The action felt uncomfortably familiar as David Attenborough looked at chimpanzees, the species closest to humans

Power games. Displays of strength. Alliances of convenience. Bluster, bluff and a fair bit of naked aggression. No, not the latest round of Brexit negotiations, or a Donald Trump press conference, but the everyday life of a chimpanzee troop.

Dynasties, David Attenborough’s latest peerless wildlife documentary series, focuses on animals whose social organisation is based on the “extended family”. And by choosing the species closer to homo sapiens than any other for the opener, the makers were guaranteed “human” drama which was often uncomfortably close to our so-called civilised interactions.

The central figure was another David – but he hadn’t become the troop’s alpha male through softly-spoken avuncularity. Old, battle-scarred and formidable, he had led the 30-odd chimps in his troop, dominating their patch of Senegalese jungle, for twice as long as the average alpha’s tenure. “He’s like Marlon Brando,” one of the cameramen observed, “there’s a real swagger to him.”
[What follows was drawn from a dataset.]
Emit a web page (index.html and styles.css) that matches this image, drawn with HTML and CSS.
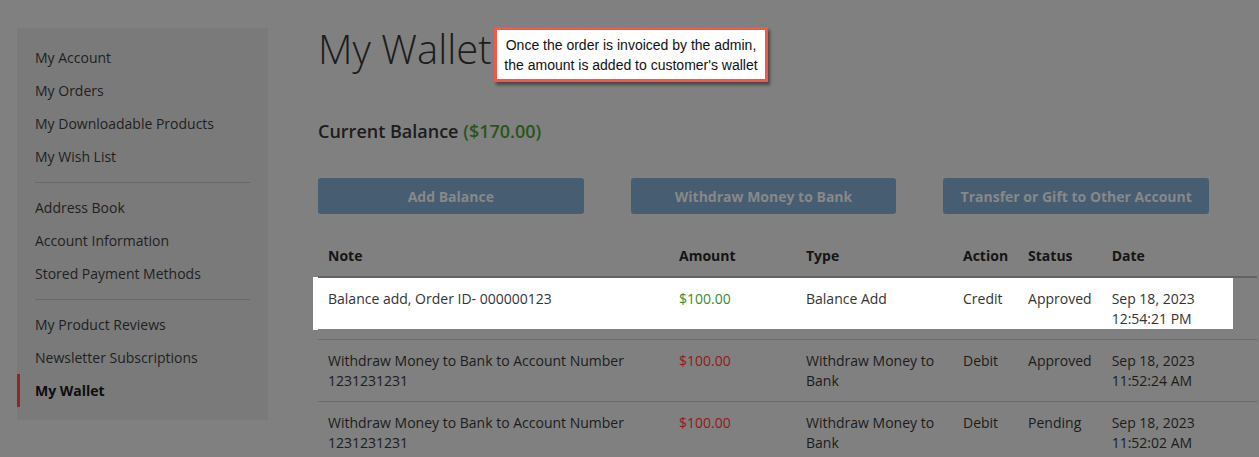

He was a godfather with plenty of rivals, though. Principally Luther, an ambitious young pretender as prone to brooding silences and sudden bouts of violence as his TV namesake. When the troop’s females came into season it was face-off time with a vengeance for the chaps. And beautiful animals with spookily human expressions and gestures were transformed into whirlwinds of elemental, fangs-bared ferocity.

But the most dramatic moment came off-camera. The crew arrived one morning to find David had been attacked by several males and left for dead while the troop moved on to the next waterhole. He looked unbearably poignant but it wasn’t the crew’s place to interfere. And, remarkably, he rallied. Catching the troop up, he co-opted older males as allies and tried to intimidate Luther into submission, knowing his wounds were so severe that if the youngster called his bluff he was doomed…

As always, the camerawork was gobsmacking, the narrative quietly compelling and the over-riding message passionately but not stridently expressed; beyond the troop’s territory, gold prospecting in the region and human expansion in general is threatening the entire species and it’s up to us to preserve these incredible creatures.